To quote the top most comment (by user, slg): "CSV are a headache. Like the article says, RFC4180 doesn't necessarily represent the real world. However sometimes you just have to reject things that aren't spec.
Not too long ago I was struggling with one of these CSV issues and received some good advice from Hans Passant [1] on a Stack Overflow question pertaining to my problem (emphasis mine):
'It is pretty important that you don't try to fix it. That will make you responsible for bad data for a long time. Reject the file for being improperly formatted. If they hassle you about it then point out that it is not RFC-4180 compatible. There's another programmer somewhere that can easily fix this.'
It makes perfect sense in hindsight.
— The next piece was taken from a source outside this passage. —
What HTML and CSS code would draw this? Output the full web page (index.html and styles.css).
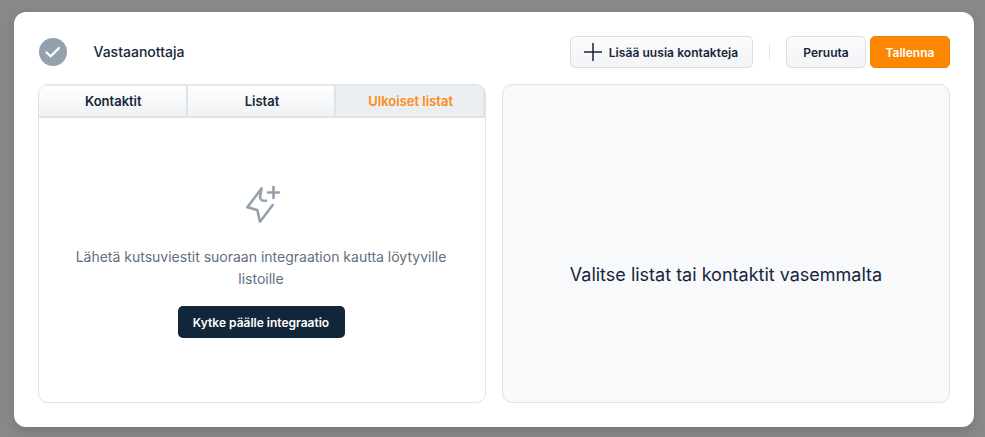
FILE: index.html
```html
<!DOCTYPE html>
<html lang="fi">
<head>
<meta charset="utf-8">
<title>Vastaanottaja</title>
<link rel="stylesheet" href="styles.css">
</head>
<body>
<main class="card">
  <header class="head">
    <div class="title">
      <svg class="check" viewBox="0 0 28 28" width="28" height="28"><circle cx="14" cy="14" r="14" fill="#94a0ae"/><path d="M7.500 14.500l4.200 3.800L20 10" fill="none" stroke="#fff" stroke-width="2.300" stroke-linecap="round" stroke-linejoin="round"/></svg>
      <span class="title-text">Vastaanottaja</span>
    </div>
    <div class="actions">
      <button class="btn btn-add">
        <svg viewBox="0 0 20 20" width="20" height="20"><path d="M10 1v18M1 10h18" fill="none" stroke="#16263a" stroke-width="1.500"/></svg>
        Lisää uusia kontakteja
      </button>
      <span class="sep"></span>
      <button class="btn btn-cancel">Peruuta</button>
      <button class="btn btn-save">Tallenna</button>
    </div>
  </header>
  <div class="cols">
    <section class="panel left">
      <nav class="tabs">
        <div class="tab">Kontaktit</div>
        <div class="tab">Listat</div>
        <div class="tab active">Ulkoiset listat</div>
      </nav>
      <div class="empty">
        <svg class="spark" viewBox="0 0 40 40" width="40" height="40"><path d="M25 16.700h-2a4 4 0 0 1-4-4L20.700 4.300 6.300 23.300 16.300 26 19 37.700 31.700 21M32.500 3v11M27 8.500h11" fill="none" stroke="#94a0ae" stroke-width="2.600" stroke-linecap="round" stroke-linejoin="round"/></svg>
        <p class="msg">Lähetä kutsuviestit suoraan integraation kautta löytyville listoille</p>
        <button class="btn-dark">Kytke päälle integraatio</button>
      </div>
    </section>
    <section class="panel right">
      <p class="hint">Valitse listat tai kontaktit vasemmalta</p>
    </section>
  </div>
</main>
</body>
</html>
```
FILE: styles.css
```css
* { box-sizing: border-box; }
html, body { margin: 0; height: 100%; }
body {
  background: #888888;
  padding: 12px 11px 10px 14px;
  font-family: Inter, "Liberation Sans", sans-serif;
  color: #16263a;
  overflow: hidden;
}
.card {
  width: 960px;
  height: 415px;
  background: #fff;
  border-radius: 12px;
  padding: 24px;
  box-shadow: 0 4px 10px rgba(0,0,0,.12);
  display: flex;
  flex-direction: column;
  gap: 16px;
}
.head {
  display: flex;
  justify-content: space-between;
  align-items: center;
  height: 32px;
}
.title { display: flex; align-items: center; gap: 26.5px; padding-left: 1px; }
.check { display: block; }
.title-text { font-size: 14px; font-weight: 500; padding-bottom: 2px; }
.actions { display: flex; align-items: center; }
.btn {
  height: 32px;
  border-radius: 5px;
  border: 1px solid #d9dee3;
  background: linear-gradient(#fcfcfd, #f3f4f6);
  font: 600 12px Inter, "Liberation Sans", sans-serif;
  color: #16263a;
  display: flex;
  align-items: center;
  justify-content: center;
  padding: 0;
}
.btn-add { width: 183px; gap: 6px; padding-right: 2px; letter-spacing: .005em; }
.sep { width: 1px; height: 16px; background: #e1e5e9; margin: 0 16px; }
.btn-cancel { width: 80px; margin-right: 4px; }
.btn-save { width: 80px; background: #fd8700; border-color: #ee8000; color: #fff; }
.cols { display: flex; gap: 16px; height: 319px; }
.panel {
  flex: 1;
  border: 1px solid #dde3e9;
  border-radius: 10px;
  overflow: hidden;
}
.left { display: flex; flex-direction: column; }
.tabs { display: grid; grid-template-columns: repeat(3, 1fr); height: 33px; flex: none; }
.tab {
  display: flex;
  align-items: center;
  justify-content: center;
  padding-left: 2px;
  font-size: 13px;
  font-weight: 600;
  background: linear-gradient(#ffffff, #eff1f3);
  border-right: 2px solid #dde3e9;
  border-bottom: 2px solid #dde3e9;
  border-top: 1px solid #e8ecef;
}
.tab.active { background: #ebeff2; color: #fd8a14; }
.empty {
  flex: 1;
  display: flex;
  flex-direction: column;
  align-items: center;
  padding: 66px 26px 0 24px;
}
.spark { display: block; }
.msg {
  margin: 22px 0 0;
  font-size: 14px;
  line-height: 22px;
  color: #5f6f80;
  text-align: center;
}
.btn-dark {
  margin-top: 16px;
  width: 167px;
  height: 32px;
  border: 0;
  border-radius: 5px;
  background: #12263a;
  color: #fff;
  font: 600 12px Inter, "Liberation Sans", sans-serif;
}
.right {
  background: #f8f9fb;
  display: flex;
  align-items: center;
  justify-content: center;
}
.hint { margin: 0; font-size: 18px; line-height: 24px; color: #16263a; padding-top: 62px; }
```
If you accept a malformed CSV file, people will expect you to accept any malformed data that has a CSV extension. You are taking on a lot of extra responsibility to cover for the lack of work by another programmer. Odds are they can make a change to fix the problem that takes a fraction of the time it would take you work around it. You just have to raise the issue.
I realize that rejecting bad files isn't really possible in every circumstance. But I have a feeling it is an option more times than you might initially think."
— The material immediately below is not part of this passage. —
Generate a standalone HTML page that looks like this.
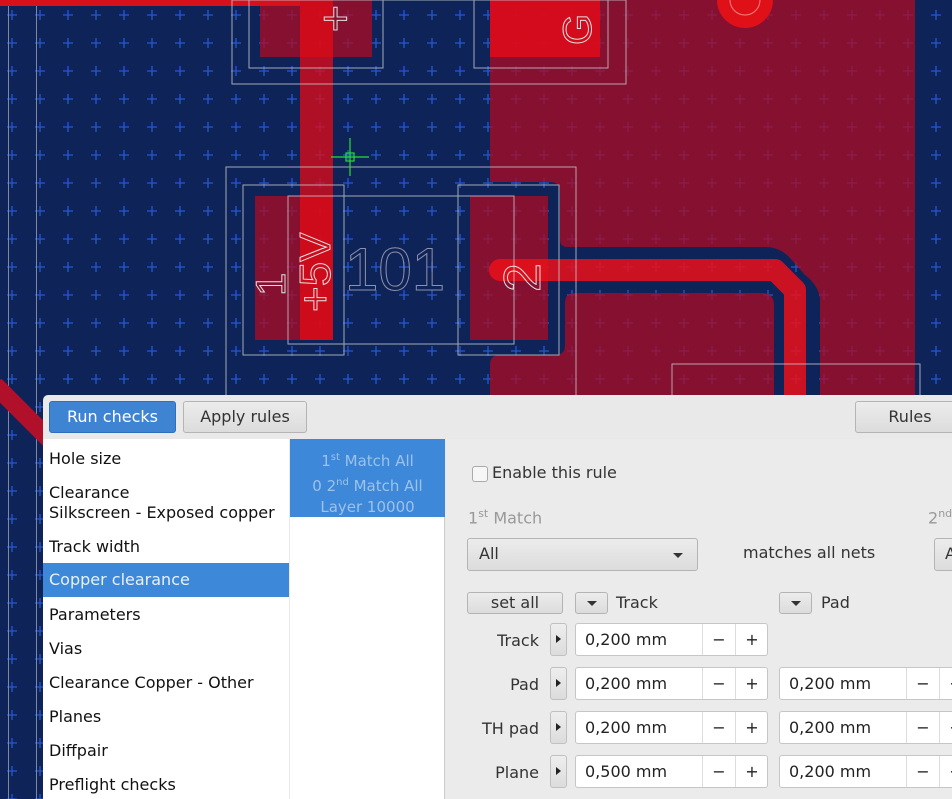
<!DOCTYPE html>
<html><head><meta charset="utf-8"><style>
*{margin:0;padding:0;box-sizing:border-box}
body{width:952px;height:799px;overflow:hidden;position:relative;background:#0e2458;font-family:"DejaVu Sans","Liberation Sans",sans-serif;font-size:16px;color:#222}
svg.pcb{position:absolute;left:0;top:0}
.dlg{position:absolute;left:43px;top:395px;width:909px;height:404px;background:#e9e9e9;border-top-left-radius:5px}
.btn{position:absolute;height:32px;border:1px solid #b4b4b4;border-radius:3px;background:linear-gradient(#ececec,#dcdcdc);line-height:30px;text-align:center;color:#333;font-size:16px}
.list{position:absolute;left:0;top:44px;width:246px;height:360px;background:#fff}
.list div{position:absolute;left:0;width:246px;padding-left:6px;line-height:20px;color:#111}
.mid{position:absolute;left:247px;top:44px;width:155px;height:360px;background:#fff;border-right:1px solid #ccc}
.right{position:absolute;left:403px;top:44px;width:506px;height:360px;background:#ebebeb}
.ab{position:absolute}
.inp{position:absolute;height:33px;background:#fff;border:1px solid #c6c6c6;border-radius:3px;font-size:16px;line-height:31px}
.inp span{position:absolute;top:0}
.arrow{position:absolute;width:17px;height:33px;border:1px solid #c0c0c0;border-radius:3px;background:linear-gradient(#eee,#dcdcdc)}
.arrow:after{content:"";position:absolute;left:5px;top:11px;border-left:5px solid #222;border-top:4px solid transparent;border-bottom:4px solid transparent}
.lbl{position:absolute;text-align:right;width:90px;color:#333}
</style></head><body>
<svg class="pcb" width="952" height="799" viewBox="0 0 952 799">
<defs><pattern id="g" width="28" height="28" patternUnits="userSpaceOnUse" x="-2" y="1">
<path d="M14 9v10M9 14h10" stroke="#2358d0" stroke-width="1.3"/></pattern></defs>
<rect width="952" height="799" fill="#0e2458"/>
<rect width="952" height="799" fill="url(#g)"/>
<line x1="8.5" y1="0" x2="8.5" y2="799" stroke="#8088a0" stroke-width="1"/>
<line x1="36.5" y1="0" x2="36.5" y2="799" stroke="#8088a0" stroke-width="1"/>
<g fill="rgba(175,10,35,0.75)">
<path d="M490 0H915V395H820V298Q818 285 805 275L790 258Q780 247 765 247H568Q560 247 560 240V192Q560 182 550 182H490Z"/>
<path d="M575 293H762Q774 293 774 305V395H490V365Q490 355 500 355H555Q565 355 565 345V303Q565 293 575 293Z"/>
<rect x="260" y="0" width="112" height="57"/>
<rect x="255" y="196" width="78" height="144"/>
<rect x="470" y="196" width="78" height="144"/>
</g>
<rect x="490" y="0" width="110" height="57" fill="rgba(230,10,25,0.8)"/>
<rect x="300" y="0" width="33" height="340" fill="rgba(230,10,20,0.75)"/>
<rect x="0" y="0" width="300" height="6" fill="#d8101c"/>
<path d="M500 270H775L795 290V395" stroke="rgba(235,15,25,0.85)" stroke-width="22" fill="none" stroke-linejoin="round" stroke-linecap="round"/>
<circle cx="745" cy="0" r="28" fill="#e01018"/>
<circle cx="745" cy="0" r="15" fill="none" stroke="#ff8080" stroke-width="1"/>
<path d="M-5 385L50 440" stroke="#b0102a" stroke-width="18"/>
<g fill="none" stroke="#c8c8d0" stroke-width="1" opacity="0.8">
<rect x="232" y="0" width="394" height="84"/>
<rect x="249" y="0" width="134" height="68"/>
<rect x="474" y="0" width="134" height="68"/>
<rect x="226" y="167" width="350" height="342"/>
<rect x="243" y="185" width="101" height="170"/>
<rect x="458" y="185" width="101" height="170"/>
<rect x="288" y="196" width="226" height="148"/>
<rect x="672" y="364" width="248" height="40"/>
</g>
<g stroke="#22e030" stroke-width="1.2" fill="none"><path d="M331 157H369M350 138V176"/><rect x="346" y="153" width="8" height="8"/></g>
<g font-family="Liberation Sans,sans-serif" font-weight="normal" fill="none" stroke="#e0e0e0" stroke-width="1">
<text transform="translate(285,296) rotate(-90)" font-size="42">1</text>
<text transform="translate(330,312) rotate(-90)" font-size="44">+5V</text>
<text x="345" y="290" font-size="60" stroke="#9090a8">101</text>
<text transform="translate(540,292) rotate(-90)" font-size="52">2</text>
<text transform="translate(591,45) rotate(-90)" font-size="40">G</text>
<text x="322" y="34" font-size="46">+</text>
</g>
</svg>

<div class="dlg">
<div class="btn" style="left:6px;top:6px;width:127px;background:#3f83d3;border-color:#2f6fbf;color:#fff">Run checks</div>
<div class="btn" style="left:140px;top:6px;width:124px">Apply rules</div>
<div class="btn" style="left:812px;top:6px;width:110px">Rules</div>
<div class="list">
<div style="top:10px">Hole size</div>
<div style="top:44px">Clearance</div>
<div style="top:64px">Silkscreen - Exposed copper</div>
<div style="top:98px">Track width</div>
<div style="top:124px;height:34px;background:#3d88d8;color:#e8f0fa;line-height:34px">Copper clearance</div>
<div style="top:166px">Parameters</div>
<div style="top:200px">Vias</div>
<div style="top:234px">Clearance Copper - Other</div>
<div style="top:268px">Planes</div>
<div style="top:302px">Diffpair</div>
<div style="top:336px">Preflight checks</div>
</div>
<div class="mid"><div style="position:absolute;left:0;top:0;width:155px;height:78px;background:#3d88d8;color:#9cc2ea;text-align:center;font-size:15px;line-height:21px;padding-top:8px">1<sup style="font-size:10px">st</sup> Match All<br>0 2<sup style="font-size:10px">nd</sup> Match All<br>Layer 10000</div></div>
<div class="right">
<div class="ab" style="left:26px;top:27px;width:16px;height:16px;border:1px solid #aaa;border-radius:3px;background:#f6f6f6"></div>
<div class="ab" style="left:46px;top:24px;color:#333">Enable this rule</div>
<div class="ab" style="left:22px;top:68px;color:#999">1<sup style="font-size:11px">st</sup> Match</div>
<div class="ab" style="left:482px;top:68px;color:#999">2<sup style="font-size:11px">nd</sup></div>
<div class="btn" style="left:21px;top:99px;width:231px;height:33px;text-align:left;padding-left:11px">All<span style="position:absolute;right:14px;top:14px;border-top:5px solid #333;border-left:5px solid transparent;border-right:5px solid transparent"></span></div>
<div class="ab" style="left:297px;top:104px;color:#333">matches all nets</div>
<div class="btn" style="left:488px;top:99px;width:40px;height:33px;text-align:left;padding-left:10px">Al</div>
<div class="btn" style="left:21px;top:153px;width:96px;height:22px;line-height:20px">set all</div>
<div class="btn" style="left:129px;top:153px;width:33px;height:22px"><span style="position:absolute;left:11px;top:8px;border-top:5px solid #333;border-left:5px solid transparent;border-right:5px solid transparent"></span></div>
<div class="ab" style="left:170px;top:154px;color:#333">Track</div>
<div class="btn" style="left:333px;top:153px;width:33px;height:22px"><span style="position:absolute;left:11px;top:8px;border-top:5px solid #333;border-left:5px solid transparent;border-right:5px solid transparent"></span></div>
<div class="ab" style="left:375px;top:154px;color:#333">Pad</div>

<div class="lbl" style="left:3px;top:192px">Track</div><div class="arrow" style="left:104px;top:184px"></div>
<div class="inp" style="left:129px;top:184px;width:193px"><span style="left:9px">0,200 mm</span><span style="left:126px;border-left:1px solid #ddd;height:31px;width:33px;text-align:center">−</span><span style="left:159px;border-left:1px solid #ddd;height:31px;width:33px;text-align:center">+</span></div>

<div class="lbl" style="left:3px;top:236px">Pad</div><div class="arrow" style="left:104px;top:228px"></div>
<div class="inp" style="left:129px;top:228px;width:193px"><span style="left:9px">0,200 mm</span><span style="left:126px;border-left:1px solid #ddd;height:31px;width:33px;text-align:center">−</span><span style="left:159px;border-left:1px solid #ddd;height:31px;width:33px;text-align:center">+</span></div>
<div class="inp" style="left:333px;top:228px;width:200px"><span style="left:9px">0,200 mm</span><span style="left:126px;border-left:1px solid #ddd;height:31px;width:33px;text-align:center">−</span><span style="left:159px;border-left:1px solid #ddd;height:31px;width:33px;text-align:center">+</span></div>

<div class="lbl" style="left:3px;top:280px">TH pad</div><div class="arrow" style="left:104px;top:272px"></div>
<div class="inp" style="left:129px;top:272px;width:193px"><span style="left:9px">0,200 mm</span><span style="left:126px;border-left:1px solid #ddd;height:31px;width:33px;text-align:center">−</span><span style="left:159px;border-left:1px solid #ddd;height:31px;width:33px;text-align:center">+</span></div>
<div class="inp" style="left:333px;top:272px;width:200px"><span style="left:9px">0,200 mm</span><span style="left:126px;border-left:1px solid #ddd;height:31px;width:33px;text-align:center">−</span><span style="left:159px;border-left:1px solid #ddd;height:31px;width:33px;text-align:center">+</span></div>

<div class="lbl" style="left:3px;top:324px">Plane</div><div class="arrow" style="left:104px;top:316px"></div>
<div class="inp" style="left:129px;top:316px;width:193px"><span style="left:9px">0,500 mm</span><span style="left:126px;border-left:1px solid #ddd;height:31px;width:33px;text-align:center">−</span><span style="left:159px;border-left:1px solid #ddd;height:31px;width:33px;text-align:center">+</span></div>
<div class="inp" style="left:333px;top:316px;width:200px"><span style="left:9px">0,200 mm</span><span style="left:126px;border-left:1px solid #ddd;height:31px;width:33px;text-align:center">−</span><span style="left:159px;border-left:1px solid #ddd;height:31px;width:33px;text-align:center">+</span></div>
</div>
</div>
</body></html>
sep=,<newline>It took roughly ten seconds to find huge problems with this approach: https://stackoverflow.com/questions/20395699/sep-statement-b...
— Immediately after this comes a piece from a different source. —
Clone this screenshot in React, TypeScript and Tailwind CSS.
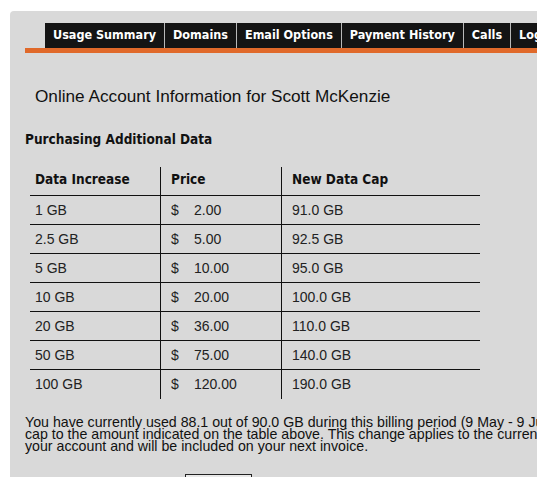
import React from "react";

const tabs = ["Usage Summary", "Domains", "Email Options", "Payment History", "Calls", "Logout"];

const rows: [string, string, string][] = [
  ["1 GB", "2.00", "91.0 GB"],
  ["2.5 GB", "5.00", "92.5 GB"],
  ["5 GB", "10.00", "95.0 GB"],
  ["10 GB", "20.00", "100.0 GB"],
  ["20 GB", "36.00", "110.0 GB"],
  ["50 GB", "75.00", "140.0 GB"],
  ["100 GB", "120.00", "190.0 GB"],
];

const bold = "font-['DejaVu_Sans_Condensed','DejaVu_Sans',sans-serif] font-bold";

export default function App() {
  return (
    <div className="w-[537px] h-[477px] overflow-hidden bg-white">
      <div className="ml-[10px] mt-[11px] w-[700px] h-[500px] bg-[#d9d9d9] rounded-tl-[4px] pt-[12px]">
        {/* tab bar */}
        <div className={"ml-[35px] flex h-[25px] bg-[#141414] text-[12.5px] text-white " + bold}>
          {tabs.map((t, i) => (
            <div
              key={t}
              className={
                "flex items-center px-[8px] " +
                (i > 0 ? "border-l border-[#b8b8b8]" : "")
              }
            >
              {t}
            </div>
          ))}
        </div>
        <div className="ml-[15px] h-[5px] bg-[#e0692a]" />

        <div className="font-['Liberation_Sans',Arial,sans-serif]">
          <h1 className="ml-[25px] mt-[33px] text-[17.2px] leading-[20px] text-[#111]">
            Online Account Information for Scott McKenzie
          </h1>
          <h2 className={"ml-[15px] mt-[25px] text-[13.5px] leading-[16px] text-[#111] " + bold}>
            Purchasing Additional Data
          </h2>

          <div className="ml-[20px] mt-[20px] w-[450px] text-[14px] text-[#222]">
            <div className="grid grid-cols-[130px_121px_199px]">
              <div className={"h-[29px] flex items-end pb-[6px] pl-[5px] border-b border-[#111] text-[13.5px] text-[#111] " + bold}>
                Data Increase
              </div>
              <div className={"h-[29px] flex items-end pb-[6px] pl-[10px] border-b border-l border-[#111] text-[13.5px] text-[#111] " + bold}>
                Price
              </div>
              <div className={"h-[29px] flex items-end pb-[6px] pl-[10px] border-b border-l border-[#111] text-[13.5px] text-[#111] " + bold}>
                New Data Cap
              </div>
              {rows.map((r, i) => {
                const last = i === rows.length - 1;
                const b = last ? "" : " border-b border-[#111]";
                return (
                  <React.Fragment key={r[0]}>
                    <div className={"h-[29px] flex items-center pl-[5px]" + b}>{r[0]}</div>
                    <div className={"h-[29px] flex items-center pl-[10px] border-l border-[#111]" + b}>
                      <span className="w-[23px]">$</span>
                      <span>{r[1]}</span>
                    </div>
                    <div className={"h-[29px] flex items-center pl-[10px] border-l border-[#111]" + b}>{r[2]}</div>
                  </React.Fragment>
                );
              })}
            </div>
          </div>

          <p className="ml-[15px] mt-[17px] whitespace-nowrap text-[14.2px] leading-[12px] text-[#111]">
            You have currently used 88.1 out of 90.0 GB during this billing period (9 May - 9 June). You may increase your data
            <br />
            cap to the amount indicated on the table above. This change applies to the current billing period for
            <br />
            your account and will be included on your next invoice.
          </p>

          <div className="ml-[175px] mt-[22px] w-[67px] h-[24px] border border-[#222] bg-[#e8e8e8]" />
        </div>
      </div>
    </div>
  );
}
And we haven't even gotten to file encodings yet.
The 'fun' thing is that Excel for OS X does not do this, it uses commas.
We used to always just generate CSV files with semicolons since most of our clients were using Dutch Excel on Windows. As some of them moved to OS X, we've mostly been guessing what format to use.
A semi-colon is generally used as the default list separator when the region/locale uses a comma as the decimal separator for numbers. For example Dutch (Netherlands) uses a comma for the decimal separator (ex. 3,14) whereas in English (US) we use a decimal point (ex 3.14). If comma were used as the default list separator in such a region then all floating point numbers would need to be quoted (ex. "3,14") which would make the size of the CSV file larger and also make the file less human-readable
Not breaking established behaviour?
The complex array usecase is where an opinionated-type of conversion tool is particularly needed, but I wonder why it behaves like this:
name: 'Robert',
lastname: 'Miller',
family: null,
location: [1231,3214,4214]
lastname,name,family.type,family.name,nickname,location
Miller,Robert,,,,1231,3214,4214Why not have `location_1, location_2, location_3`, instead of having a single location column? The latter implementation makes the data difficult to quickly use in a program (like a spreadsheet).
name: 'Robert',
lastname: 'Miller',
family: null,
location: [{city: 'A'}, {city: 'B'}]
you would get 2 csv lines one with location.city A and other with BAs to the last, I got nothing. It's how I would have rolled.
But i am not sure what name to use for this option.
http://npmcharts.com/compare/json2csv,jsonexport,csv,fast-cs...
/shameless plug
Comparing against Numbers (probably a bad comparison?) I am seeing one slightly different result:
If I have a field that is "hehe"
It's encoded as ""hehe""
It looks like Numbers adds the enclosing quotes:
"""hehe"""
I only see enclosing quotes if there's a comma:
"hehe,hehe" -> """hehe,hehe"""
Anyhow, I'm not sure what the "correct" thing to do here is, if there is one, just a heads up!
* double quotes aren't allowed inside a field that isn't double-quoted
* double-quotes that do appear in a field have to be escaped by preceding them with another double quote.
So by RFC-4180, I'm pretty sure ""hehe"" shouldn't be possible, and the way to represent "hehe" with the quotes is """hehe""".
Honestly you could probably write a quick pipeline to dump your json data into Mixpanel and then use JQL -- it would be a little hacky but if you have less than a few million rows it shouldn't be too much work (and would still be free at that volume).
- Wrap each line with [ and ]
- eval the file
;).
1) csv writer (and reader?) which takes care of all csv dialects crazyness; 2) a library which "flattens" nested objects/arrays?
(1) is not opinionated (besides a few API choices), it just has to be correct; it doesn't make much sense to re-implement (1) everywhere.
(2) can be more opinionated, it is easy to disagree with design choices, there is more room for personal preferences.
For example, in Python there is CSV stdlib module, and for (2) there are libraries like https://github.com/scrapinghub/flatson. Why put both to the same library? Is it something ideomatic in node.js world, with a deeper reason to design libraries this way (e.g. download size), or is it just an oversight?
Everything you said makes sense if those are the goals, but if they aren't... well, why should they be?
The design you suggest would be done by some module authors for sure, but there's no reason it needs to be that design.
Either way, neat addition.
When you want to easily provide something excel/gsuite/... Will take in without using an heavier excel compatible library, CSV can be quite decent.